● **Task to complete**: With the images removed, repeat the data below exactly.

● **Raw data**:
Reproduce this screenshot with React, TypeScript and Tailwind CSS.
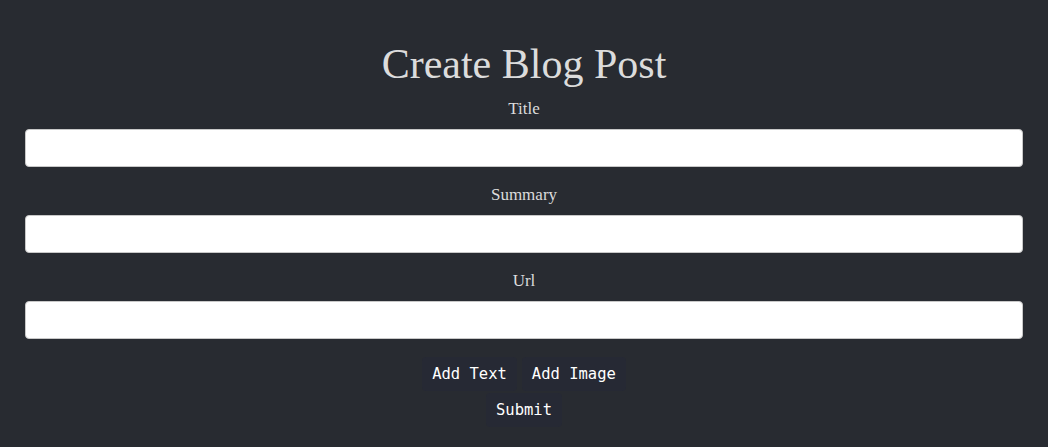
export default function App() {
  const fields = ['Title', 'Summary', 'Url']

  return (
    <div className="min-h-[447px] bg-[#282b31] px-[25px] pt-[36px] text-[#dcdcdc] font-['Liberation_Serif',serif]">
      <h1 className="text-center text-[42px] leading-[56px]">Create Blog Post</h1>

      <form className="flex flex-col items-center" onSubmit={(e) => e.preventDefault()}>
        {fields.map((label, i) => (
          <div key={label} className={`flex w-full flex-col items-center ${i === 0 ? 'mt-[5px]' : 'mt-[16px]'}`}>
            <label className="text-[17px] leading-[24px]">{label}</label>
            <input
              type="text"
              className="mt-[8px] h-[38px] w-full rounded-[4px] border border-[#c8c8c8] bg-white px-2 text-black outline-none"
            />
          </div>
        ))}

        <div className="mt-[18px] flex gap-[5px] font-['DejaVu_Sans_Mono',monospace] text-[15.5px] text-white">
          <button type="button" className="rounded-[4px] bg-[#262934] px-[10px] py-[5px] leading-[24px]">
            Add Text
          </button>
          <button type="button" className="rounded-[4px] bg-[#262934] px-[10px] py-[5px] leading-[24px]">
            Add Image
          </button>
        </div>
        <button
          type="submit"
          className="mt-[2px] rounded-[4px] bg-[#262934] px-[10px] py-[5px] font-['DejaVu_Sans_Mono',monospace] text-[15.5px] leading-[24px] text-white"
        >
          Submit
        </button>
      </form>
    </div>
  )
}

● **Written response**:
Reproduce this screenshot with React, TypeScript and Tailwind CSS.
export default function App() {
  const fields = ['Title', 'Summary', 'Url']

  return (
    <div className="min-h-[447px] bg-[#282b31] px-[25px] pt-[36px] text-[#dcdcdc] font-['Liberation_Serif',serif]">
      <h1 className="text-center text-[42px] leading-[56px]">Create Blog Post</h1>

      <form className="flex flex-col items-center" onSubmit={(e) => e.preventDefault()}>
        {fields.map((label, i) => (
          <div key={label} className={`flex w-full flex-col items-center ${i === 0 ? 'mt-[5px]' : 'mt-[16px]'}`}>
            <label className="text-[17px] leading-[24px]">{label}</label>
            <input
              type="text"
              className="mt-[8px] h-[38px] w-full rounded-[4px] border border-[#c8c8c8] bg-white px-2 text-black outline-none"
            />
          </div>
        ))}

        <div className="mt-[18px] flex gap-[5px] font-['DejaVu_Sans_Mono',monospace] text-[15.5px] text-white">
          <button type="button" className="rounded-[4px] bg-[#262934] px-[10px] py-[5px] leading-[24px]">
            Add Text
          </button>
          <button type="button" className="rounded-[4px] bg-[#262934] px-[10px] py-[5px] leading-[24px]">
            Add Image
          </button>
        </div>
        <button
          type="submit"
          className="mt-[2px] rounded-[4px] bg-[#262934] px-[10px] py-[5px] font-['DejaVu_Sans_Mono',monospace] text-[15.5px] leading-[24px] text-white"
        >
          Submit
        </button>
      </form>
    </div>
  )
}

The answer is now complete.